Tutorial 1: index Wikipedia pages

The best way to familiarise oneself with PeARS is by playing with some nice open data. So we have written a little tutorial on how to set up a PeARS instance with selected Wikipedia material. At the end of this tutorial, you will have a PeARS installation running locally on your computer, and will be able to search the Wikipedia categories that you indexed.

The instructions use WikiNLP to generate a bespoke Wikipedia corpus that you will be able to feed to your PeARS. We will use the Python programming language to run WikiNLP, so make sure you have it installed.

We will assume a local PeARS install for this tutorial. Refer to the documentation if you want to install PeARS on a publicly available server.

Step 1 - create a Wikipedia corpus

We will first install WikiNLP. The installation instructions can be found on GitHub. We replicate them here below for convenience.

We recommend installing this package in a virtual environment. If you do not have virtualenv installed, you can get it in the following way:

sudo apt update
sudo apt install python3-setuptools
sudo apt install python3-pip
sudo apt install python3-virtualenv

Then, create a directory for WikiNLP, make your virtual environment and install the package:

mkdir wikinlp
cd wikinlp
virtualenv env && source env/bin/activate
pip install git+https://github.com/possible-worlds-research/wikinlp.git

You’re done!

Next, we want to download some Wikipedia categories. Let’s now assume that you are a book lover with an affinity for science fiction. Further, let’s imagine that you would like to search for novels with particular plot elements, irrespective of author, publication history or book reception. In other words, you would like to extract the synopses only from the original pages, and search over those.

So let’s make ourselves an appropriate corpus from the English Wikipedia. From our new wikinlp folder, we will first download Wikipedia categories. To reduce download time, we will stick to categories with at least 10 pages and at most 1000.

In your wikinlp folder, open a new file and call it extract_scifi.py. In that file, copy/paste the following:

from wikinlp.categories import CatProcessor
lang = 'en'
catprocessor = CatProcessor(lang)
catprocessor.get_categories(mincount=10, maxcount=1000)

Running the above with python extract_scifi.py results in a file called data/en/wiki_categories.min.10.max.1000.txt. Feel free to go and scroll down that file. It may give you ideas for other topics you may want to index. But for now, we will just notice that a few categories simply contain the word ‘Science fiction novels’. We will make a note of those and grab the relevant pages / sections.

categories = []
catfile = './data/en/wiki_categories.min.10.max.1000.txt'
with open(catfile, 'r', encoding='utf-8') as fin:
    for l in fin:
        if "science fiction novels" in l.lower():
            categories.append(l.rstrip('\n'))
catprocessor.get_category_pages(categories)
catprocessor.get_page_content(categories, sections=['Plot','Plot summary'])

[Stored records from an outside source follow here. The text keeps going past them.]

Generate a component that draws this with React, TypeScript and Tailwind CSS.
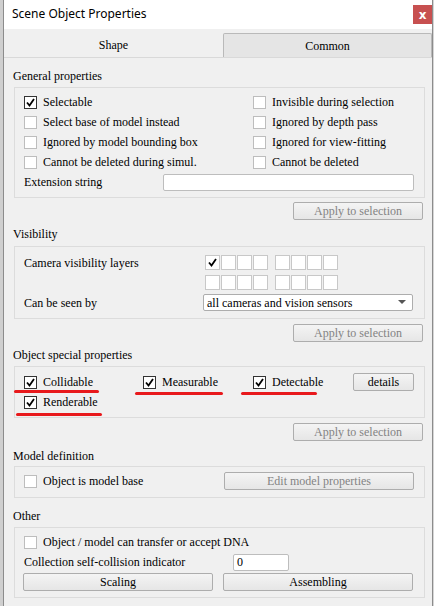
import React from "react";

const serif = "font-['Liberation_Serif',serif]";

function Tick() {
  return (
    <svg width="9" height="9" viewBox="0 0 9 9">
      <path d="M1 4.5 L3.5 7.5 L8 1" fill="none" stroke="#000" strokeWidth="1.8" />
    </svg>
  );
}

function Check({ checked = false }: { checked?: boolean }) {
  return (
    <span
      className={`flex h-[13px] w-[13px] shrink-0 items-center justify-center border bg-white ${
        checked ? "border-[#333]" : "border-[#bdbdbd]"
      }`}
    >
      {checked && <Tick />}
    </span>
  );
}

function CheckRow({ label, checked, className = "" }: { label: string; checked?: boolean; className?: string }) {
  return (
    <div className={`flex h-[20px] items-center gap-[6px] ${className}`}>
      <Check checked={checked} />
      <span className={`${serif} text-[12px] text-black`}>{label}</span>
    </div>
  );
}

function Btn({
  label,
  disabled,
  className = "",
}: {
  label: string;
  disabled?: boolean;
  className?: string;
}) {
  return (
    <div
      className={`${serif} flex h-[18px] items-center justify-center rounded-[2px] border border-[#adadad] bg-gradient-to-b from-[#f4f4f4] to-[#e6e6e6] text-[12px] ${
        disabled ? "text-[#838383]" : "text-black"
      } ${className}`}
    >
      {label}
    </div>
  );
}

function Header({ label, className = "" }: { label: string; className?: string }) {
  return <div className={`${serif} flex h-[20px] items-center pl-[9px] text-[12px] ${className}`}>{label}</div>;
}

function Box({ children, className = "" }: { children: React.ReactNode; className?: string }) {
  return (
    <div className={`relative ml-[10px] w-[411px] border border-[#dcdcdc] pl-[9px] pr-[10px] ${className}`}>
      {children}
    </div>
  );
}

function Apply({ className = "" }: { className?: string }) {
  return (
    <div className={`flex justify-end pr-[9px] ${className}`}>
      <Btn label="Apply to selection" disabled className="w-[130px]" />
    </div>
  );
}

function Layers({ first }: { first?: boolean }) {
  const group = (start: number) =>
    [0, 1, 2, 3].map((i) => (
      <span key={start + i} className="flex h-[15px] w-[15px] items-center justify-center border border-[#c8c8c8] bg-white">
        {first && start + i === 0 && <Tick />}
      </span>
    ));
  return (
    <div className="flex gap-[7px]">
      <div className="flex gap-[1px]">{group(0)}</div>
      <div className="flex gap-[1px]">{group(4)}</div>
    </div>
  );
}

function Mark({ className }: { className: string }) {
  return <span className={`absolute h-[3px] rounded-full bg-[#e8191c] ${className}`} />;
}

export default function App() {
  return (
    <div className="flex h-[606px] w-[434px] overflow-hidden bg-[#d6d6d6]">
      <div className="w-[3px] shrink-0 bg-[#cfcfcf]" />
      <div className="flex w-[430px] shrink-0 flex-col border-r border-l border-[#8c8c8c] bg-[#f0f0f0]">
        <div className="flex h-[29px] items-start justify-between bg-white">
          <span className="mt-[5px] pl-[8px] font-['Noto_Sans',sans-serif] text-[12px] text-black">
            Scene Object Properties
          </span>
          <span className="mt-[5px] flex h-[19px] w-[19px] items-center justify-center bg-[#c75050] font-['DejaVu_Sans',sans-serif] text-[12px] font-bold text-white">
            x
          </span>
        </div>
        <div className="mt-[4px] flex h-[24px]">
          <div className={`${serif} flex w-[219px] items-center justify-center text-[12px]`}>Shape</div>
          <div className={`${serif} flex flex-1 items-center justify-center rounded-t-[2px] border border-b-0 border-[#b9b9b9] bg-[#e5e5e5] text-[12px]`}>
            Common
          </div>
        </div>
        <div className="flex-1 border-t border-[#d9d9d9]">
          <Header label="General properties" className="mt-[8px]" />
          <Box className="mt-[1px] pt-[4px] pb-[5px]">
            <div className="grid grid-cols-[229px_1fr]">
              <CheckRow label="Selectable" checked />
              <CheckRow label="Invisible during selection" />
              <CheckRow label="Select base of model instead" />
              <CheckRow label="Ignored by depth pass" />
              <CheckRow label="Ignored by model bounding  box" />
              <CheckRow label="Ignored for view-fitting" />
              <CheckRow label="Cannot be deleted during simul." />
              <CheckRow label="Cannot be deleted" />
            </div>
            <div className="flex h-[20px] items-center justify-between">
              <span className={`${serif} text-[12px]`}>Extension string</span>
              <span className="h-[17px] w-[251px] rounded-[2px] border border-[#bdbdbd] bg-white" />
            </div>
          </Box>
          <Apply className="mt-[4px]" />

          <Header label="Visibility" className="mt-[4px]" />
          <Box className="mt-[2px] pt-[8px] pb-[7px]">
            <div className="flex items-start">
              <span className={`${serif} flex h-[15px] w-[180px] items-center text-[12px]`}>Camera visibility layers</span>
              <div className="ml-[1px] flex flex-col gap-[5px]">
                <Layers first />
                <Layers />
              </div>
            </div>
            <div className="mt-[4px] flex h-[17px] items-center">
              <span className={`${serif} w-[179px] text-[12px]`}>Can be seen by</span>
              <div className="flex h-[17px] w-[210px] items-center justify-between rounded-[2px] border border-[#adadad] bg-white pl-[3px] pr-[6px]">
                <span className={`${serif} text-[12px]`}>all cameras and vision sensors</span>
                <svg width="8" height="5" viewBox="0 0 8 5">
                  <path d="M0 0 H8 L4 4 Z" fill="#555" />
                </svg>
              </div>
            </div>
          </Box>
          <Apply className="mt-[5px]" />

          <Header label="Object special properties" className="mt-[3px]" />
          <Box className="mt-[1px] pt-[5px] pb-[5px]">
            <div className="flex h-[20px] items-center">
              <CheckRow label="Collidable" checked className="w-[119px]" />
              <CheckRow label="Measurable" checked className="w-[110px]" />
              <CheckRow label="Detectable" checked className="w-[100px]" />
              <Btn label="details" className="w-[61px]" />
            </div>
            <CheckRow label="Renderable" checked />
            <Mark className="left-[-1px] top-[23px] w-[85px]" />
            <Mark className="left-[120px] top-[25px] w-[88px]" />
            <Mark className="left-[226px] top-[25px] w-[76px]" />
            <Mark className="left-[1px] top-[46px] w-[86px]" />
          </Box>
          <Apply className="mt-[5px]" />

          <Header label="Model definition" className="mt-[5px]" />
          <Box className="mt-0 pt-[4px] pb-[6px]">
            <div className="flex h-[20px] items-center justify-between">
              <CheckRow label="Object is model base" />
              <Btn label="Edit model properties" disabled className="w-[190px]" />
            </div>
          </Box>

          <Header label="Other" className="mt-[8px]" />
          <Box className="mt-[1px] pt-[4px] pb-[6px]">
            <CheckRow label="Object / model can transfer or accept DNA" />
            <div className="flex h-[20px] items-center">
              <span className={`${serif} w-[209px] text-[12px]`}>Collection self-collision indicator</span>
              <span className={`${serif} flex h-[17px] w-[56px] items-center rounded-[2px] border border-[#bdbdbd] bg-white pl-[3px] text-[12px]`}>
                0
              </span>
            </div>
            <div className="-ml-[1px] mt-[1px] flex gap-[10px]">
              <Btn label="Scaling" className="w-[190px]" />
              <Btn label="Assembling" className="w-[190px]" />
            </div>
          </Box>
        </div>
      </div>
    </div>
  );
}
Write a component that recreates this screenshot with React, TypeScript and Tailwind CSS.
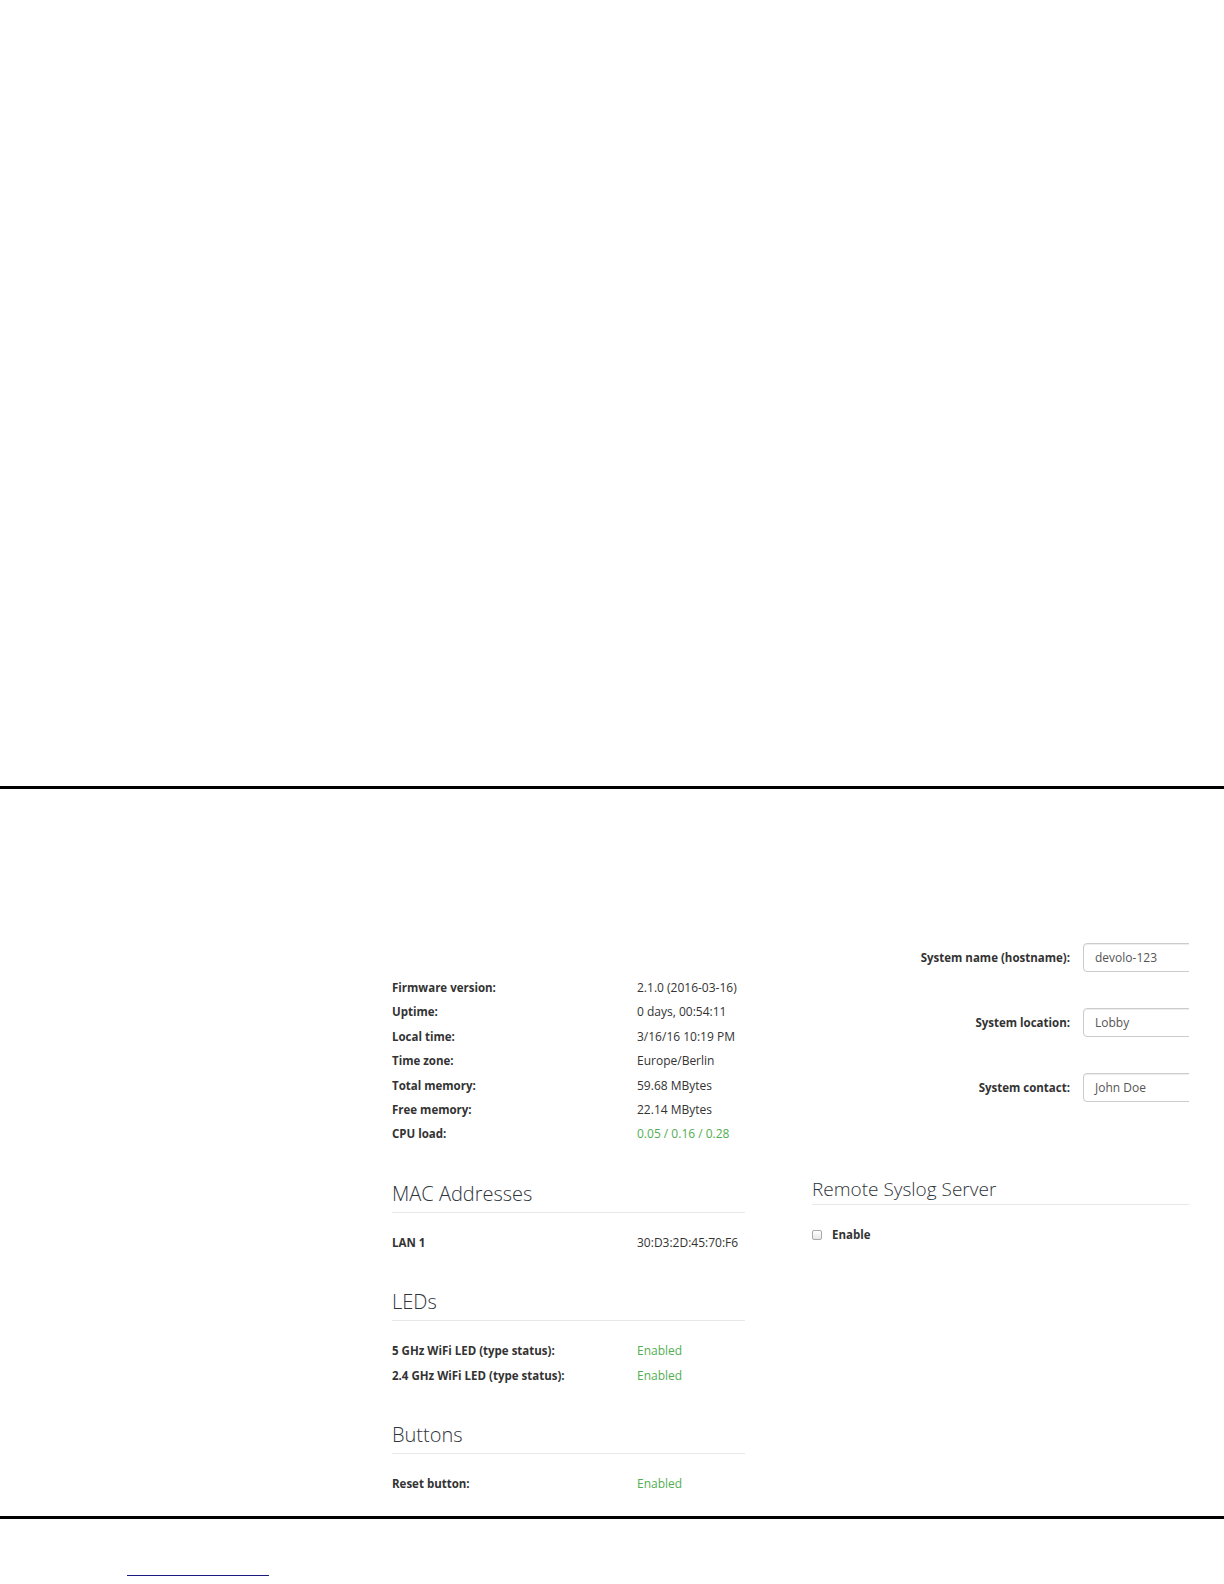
import React from "react";

const font = { fontFamily: "'Open Sans', 'Liberation Sans', sans-serif" };

function Row({ label, value, green }: { label: string; value: string; green?: boolean }) {
  return (
    <div className="grid grid-cols-[245px_1fr] leading-[24.4px] text-[12px]">
      <div className="font-bold text-[11.5px] text-[#333]">{label}</div>
      <div className={green ? "text-[#52ad52]" : "text-[#333]"}>{value}</div>
    </div>
  );
}

function Heading({ children }: { children: React.ReactNode }) {
  return (
    <div className="mt-[35px] pb-[6px] border-b border-[#e8e8e8] text-[20px] leading-[24px] font-light text-[#2f343a]">
      {children}
    </div>
  );
}

function Field({ label, value }: { label: string; value: string }) {
  return (
    <div className="flex items-center h-[29px] mb-[36px]">
      <div className="w-[258px] shrink-0 text-right font-bold text-[11.5px] text-[#333]">{label}</div>
      <div className="ml-[13px] w-[200px] shrink-0 h-[29px] border border-[#cccccc] rounded-[4px] shadow-[inset_0_1px_1px_rgba(0,0,0,0.075)] flex items-center pl-[11px] text-[12px] text-[#555]">
        {value}
      </div>
    </div>
  );
}

export default function App() {
  return (
    <div className="w-[1224px] h-[1584px] bg-white overflow-hidden" style={font}>
      <div className="h-[786px]" />
      <div className="h-[3px] bg-black" />
      <div className="h-[727px] flex items-start overflow-hidden">
        <div className="ml-[392px] w-[353px] shrink-0 pt-[187px]">
          <Row label="Firmware version:" value="2.1.0 (2016-03-16)" />
          <Row label="Uptime:" value="0 days, 00:54:11" />
          <Row label="Local time:" value="3/16/16 10:19 PM" />
          <Row label="Time zone:" value="Europe/Berlin" />
          <Row label="Total memory:" value="59.68 MBytes" />
          <Row label="Free memory:" value="22.14 MBytes" />
          <Row label="CPU load:" value="0.05 / 0.16 / 0.28" green />

          <Heading>MAC Addresses</Heading>
          <div className="mt-[18px]">
            <Row label="LAN 1" value="30:D3:2D:45:70:F6" />
          </div>

          <Heading>LEDs</Heading>
          <div className="mt-[18px]">
            <Row label="5 GHz WiFi LED (type status):" value="Enabled" green />
            <Row label="2.4 GHz WiFi LED (type status):" value="Enabled" green />
          </div>

          <Heading>Buttons</Heading>
          <div className="mt-[18px]">
            <Row label="Reset button:" value="Enabled" green />
          </div>
        </div>

        <div className="ml-[67px] w-[377px] shrink-0 overflow-hidden pt-[154px]">
          <Field label="System name (hostname):" value="devolo-123" />
          <Field label="System location:" value="Lobby" />
          <Field label="System contact:" value="John Doe" />

          <div className="mt-[75px] pb-[3px] border-b border-[#e8e8e8] text-[19px] leading-[24px] font-light text-[#2f343a]">
            Remote Syslog Server
          </div>
          <div className="mt-[18px] flex items-center h-[24px]">
            <span className="w-[10px] h-[10px] border border-[#a9a9a9] rounded-[2px] bg-gradient-to-b from-[#ffffff] to-[#e6e6e6]" />
            <span className="ml-[10px] font-bold text-[11.5px] text-[#333]">Enable</span>
          </div>
        </div>
      </div>
      <div className="h-[3px] bg-black" />
      <div className="mt-[56px] ml-[127px] w-[142px] h-[1px] bg-[#1a1a80]" />
    </div>
  );
}
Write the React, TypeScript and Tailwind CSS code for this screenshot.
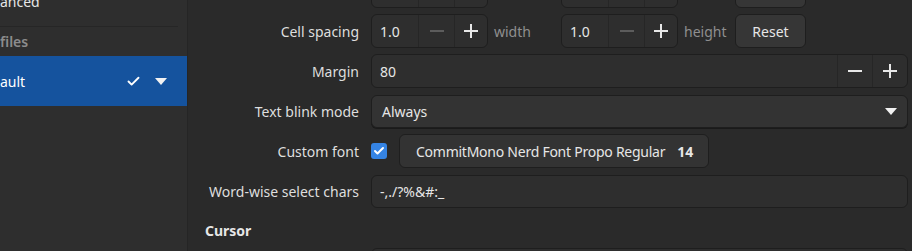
import { Check } from "lucide-react";

function Minus({ dim }: { dim?: boolean }) {
  return (
    <svg width="14" height="14" viewBox="0 0 14 14" className={dim ? "text-[#5c5c5c]" : "text-[#e8e8e8]"}>
      <rect x="0" y="6" width="14" height="2" fill="currentColor" />
    </svg>
  );
}

function Plus() {
  return (
    <svg width="14" height="14" viewBox="0 0 14 14" className="text-[#e8e8e8]">
      <rect x="0" y="6" width="14" height="2" fill="currentColor" />
      <rect x="6" y="0" width="2" height="14" fill="currentColor" />
    </svg>
  );
}

function Caret() {
  return (
    <svg width="12" height="7" viewBox="0 0 12 7">
      <path d="M0 0 H12 L6 7 Z" fill="#f2f2f2" />
    </svg>
  );
}

function SpinSmall({ value }: { value?: string }) {
  return (
    <div className="flex h-[34px] w-[117px] rounded-[6px] border border-[#1e1e1e] bg-[#2e2e2e]">
      <div className="flex w-[46px] items-center pl-[8px] text-[#e6e6e6]">{value}</div>
      <div className="flex w-[36px] items-center justify-center border-l border-[#262626]">
        <Minus dim />
      </div>
      <div className="flex flex-1 items-center justify-center border-l border-[#262626]">
        <Plus />
      </div>
    </div>
  );
}

function Row({ label, children }: { label?: string; children: React.ReactNode }) {
  return (
    <div className="flex h-[34px] items-center">
      <div className="w-[166px] shrink-0 pr-[12px] text-right text-[#dedede]">{label}</div>
      <div className="flex flex-1 items-center">{children}</div>
    </div>
  );
}

function SpacingRow({ label, clipped }: { label?: string; clipped?: boolean }) {
  return (
    <Row label={label}>
      <SpinSmall value={clipped ? undefined : "1.0"} />
      <span className="ml-[6px] w-[67px] text-[#8f8f8f]">{clipped ? "" : "width"}</span>
      <SpinSmall value={clipped ? undefined : "1.0"} />
      <span className="ml-[6px] w-[53px] text-[#8f8f8f]">{clipped ? "" : "height"}</span>
      <button className="ml-[-2px] h-[34px] w-[71px] rounded-[6px] border border-[#1e1e1e] bg-[#363636] text-[#e6e6e6]">
        {clipped ? "" : "Reset"}
      </button>
    </Row>
  );
}

export default function App() {
  return (
    <div className="flex h-[251px] w-[912px] overflow-hidden bg-[#2a2a2a] font-['Noto_Sans',sans-serif] text-[14px]">
      {/* Sidebar */}
      <div className="w-[187px] shrink-0 bg-[#2e2e2e]">
        <div className="mt-[-8px] h-[35px] w-[178px] border-b border-[#262626] leading-[20px] text-[#e6e6e6]">
          anced
        </div>
        <div className="flex h-[22px] items-center pt-[6px] font-semibold text-[#8c8c8c]">files</div>
        <div className="h-[7px]" />
        <div className="flex h-[50px] items-center bg-[#15539e] text-white">
          <span className="flex-1">ault</span>
          <Check className="mr-[14px] h-[15px] w-[15px]" strokeWidth={3} />
          <span className="mr-[20px]">
            <Caret />
          </span>
        </div>
      </div>
      <div className="w-px shrink-0 bg-[#252525]" />

      {/* Main */}
      <div className="flex flex-1 flex-col pl-[17px] pr-[4px]">
        <div className="mt-[-26px] flex flex-col gap-[6px]">
          <SpacingRow clipped />
          <SpacingRow label="Cell spacing" />
          <Row label="Margin">
            <div className="flex h-[34px] flex-1 rounded-[6px] border border-[#1e1e1e] bg-[#2e2e2e]">
              <div className="flex flex-1 items-center pl-[8px] text-[#e6e6e6]">80</div>
              <div className="flex w-[35px] items-center justify-center border-l border-[#262626]">
                <Minus />
              </div>
              <div className="flex w-[35px] items-center justify-center border-l border-[#262626]">
                <Plus />
              </div>
            </div>
          </Row>
          <Row label="Text blink mode">
            <div className="flex h-[33px] flex-1 items-center rounded-[6px] border border-[#1e1e1e] bg-[#333333] px-[10px] text-[#e6e6e6] shadow-[0_1px_0_#1a1a1a]">
              <span className="flex-1">Always</span>
              <Caret />
            </div>
          </Row>
          <Row label="Custom font">
            <div className="flex h-[16px] w-[16px] items-center justify-center rounded-[3px] bg-[#3584e4]">
              <Check className="h-[12px] w-[12px] text-white" strokeWidth={4} />
            </div>
            <button className="ml-[12px] flex h-[34px] w-[310px] items-center rounded-[6px] border border-[#1e1e1e] bg-[#333333] pl-[16px] text-[#e6e6e6]">
              <span className="tracking-[-0.25px]">CommitMono Nerd Font Propo Regular</span>
              <span className="ml-[12px] font-bold">14</span>
            </button>
          </Row>
          <Row label="Word-wise select chars">
            <div className="flex h-[33px] flex-1 items-center rounded-[6px] border border-[#1e1e1e] bg-[#2e2e2e] pl-[8px] text-[#e6e6e6]">
              -,./?%&amp;#:_
            </div>
          </Row>
        </div>
        <div className="mt-[12px] h-[24px] font-bold text-[#e6e6e6]">Cursor</div>
        <div className="mt-[7px] flex">
          <div className="w-[166px] shrink-0" />
          <div className="h-[34px] flex-1 rounded-[6px] border border-[#1e1e1e] bg-[#2e2e2e]" />
        </div>
      </div>
    </div>
  );
}
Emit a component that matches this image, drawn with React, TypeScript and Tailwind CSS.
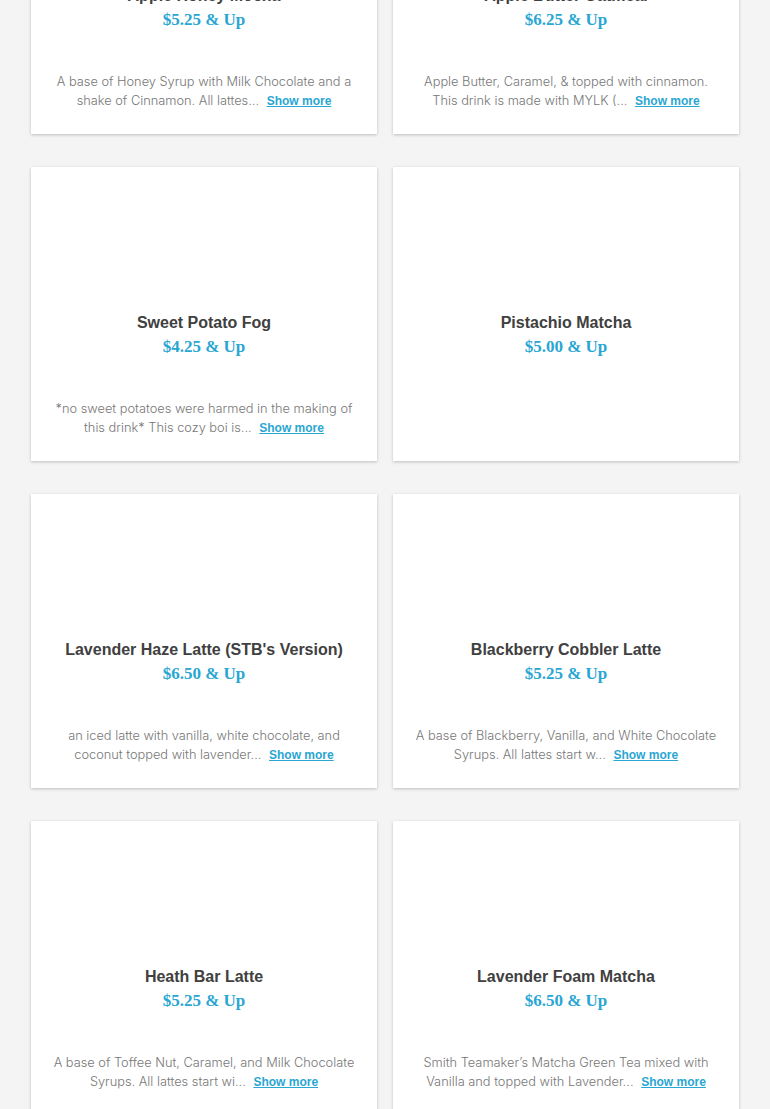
import React from "react";

interface Drink {
	name: string;
	price: string;
	desc?: string;
}

const drinks: Drink[] = [
	{ name: "Apple Honey Mocha", price: "$5.25 & Up", desc: "A base of Honey Syrup with Milk Chocolate and a shake of Cinnamon. All lattes..." },
	{ name: "Apple Butter Oatmeal", price: "$6.25 & Up", desc: "Apple Butter, Caramel, & topped with cinnamon. This drink is made with MYLK (..." },
	{ name: "Sweet Potato Fog", price: "$4.25 & Up", desc: "*no sweet potatoes were harmed in the making of this drink* This cozy boi is..." },
	{ name: "Pistachio Matcha", price: "$5.00 & Up" },
	{ name: "Lavender Haze Latte (STB's Version)", price: "$6.50 & Up", desc: "an iced latte with vanilla, white chocolate, and coconut topped with lavender..." },
	{ name: "Blackberry Cobbler Latte", price: "$5.25 & Up", desc: "A base of Blackberry, Vanilla, and White Chocolate Syrups. All lattes start w..." },
	{ name: "Heath Bar Latte", price: "$5.25 & Up", desc: "A base of Toffee Nut, Caramel, and Milk Chocolate Syrups. All lattes start wi..." },
	{ name: "Lavender Foam Matcha", price: "$6.50 & Up", desc: "Smith Teamaker’s Matcha Green Tea mixed with Vanilla and topped with Lavender..." },
];

const DrinkCard: React.FC<{ drink: Drink }> = ({ drink }) => {
	return (
		<div className="flex h-[294px] flex-col bg-white px-[18px] pb-6 shadow-[0_1px_3px_rgba(0,0,0,0.22)]">
			<div className="h-[147px] shrink-0" />
			<h3 className="text-center font-['Liberation_Sans',Arial,sans-serif] text-[16px] font-bold leading-[18px] text-[#404040]">
				{drink.name}
			</h3>
			<p className="mt-[5px] text-center font-['Liberation_Serif','Times_New_Roman',serif] text-[17px] font-bold leading-[20px] text-[#2aa6d2]">
				{drink.price}
			</p>
			<div className="mt-auto h-[38px] text-center font-['Inter','Open_Sans',sans-serif] text-[12.8px] leading-[19px] font-light text-[#777]">
				{drink.desc && (
					<>
						<span>{drink.desc}</span>{" "}
						<a
							href="#"
							className="ml-1 font-['Liberation_Sans',Arial,sans-serif] text-[12px] font-bold text-[#2aa6d2] underline"
						>
							Show more
						</a>
					</>
				)}
			</div>
		</div>
	);
};

export default function App() {
	return (
		<div className="min-h-[1109px] overflow-hidden bg-[#f4f4f4]">
			<div className="-mt-[160px] grid grid-cols-2 gap-x-4 gap-y-[33px] px-[31px] pb-10">
				{drinks.map((d, idx) => (
					<DrinkCard drink={d} key={idx} />
				))}
			</div>
		</div>
	);
}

Run your python script again. It may take a while until all documents are downloaded.

Step 2 - Update your PeARS .env to fit the topic of your instance

We will now make minimal edits to our .env file:

export PEARS_LANGS=en
export SEARCH_PLACEHOLDER="Search through sci-fi novel synopses"
export NEW_USERS_ALLOWED=false
export FEEDBACK_FORM=false
export LIVE_MATRIX=false
export SNIPPET_LENGTH=50

Next, let’s create a user and make that user admin. (NB: you need to be in the root folder of your installation to run these commands, i.e. in your PeARS-federated directory.)

flask pears create-user scifilover mysecretpassword you@youremailprovider
flask pears setadmin scifilover

Finally, let’s make sure we can run PeARS:

python3 run.py

Head over to http://localhost:8080 in your browser (replace 8080 with your chosen port if you amended the default value). You should see PeARS running

Step 3 - populate your PeARS instance with your Wiki corpus

You can do this in one command, giving PeARS the WikiNLP folder where you preprocessed your corpus, a filter for the categories you want to index, the language of your corpus, your username, and finally the domain of your PeARS installation (which, for a local install, will be something like http://localhost:8080.

There is only one little detail to bear in mind. The filter should be a string which uniquely identifies all categories that we want to process. The categories that were returned by WikiNLP include the string “Science fiction novels” (with a capital ‘S’) as well as “science fiction novels” (lowercase). To make sure all categories are processed, we will just pass the filter ‘fiction_novels’:

flask pears indexwiki ~/wikinlp/data/en/categories/ fiction_novels en scifilover http://localhost:8080

Go and have a cup of tea, and don’t interrupt processing, it may take a little while.

Step 4 - Play!

Run your PeARS again:

python3 run.py

You should now be able to search your indexed pages. You will notice from the snippets that only the synopses of the novels have been included in the index. You have built your very own search engine for book summaries. Have fun playing!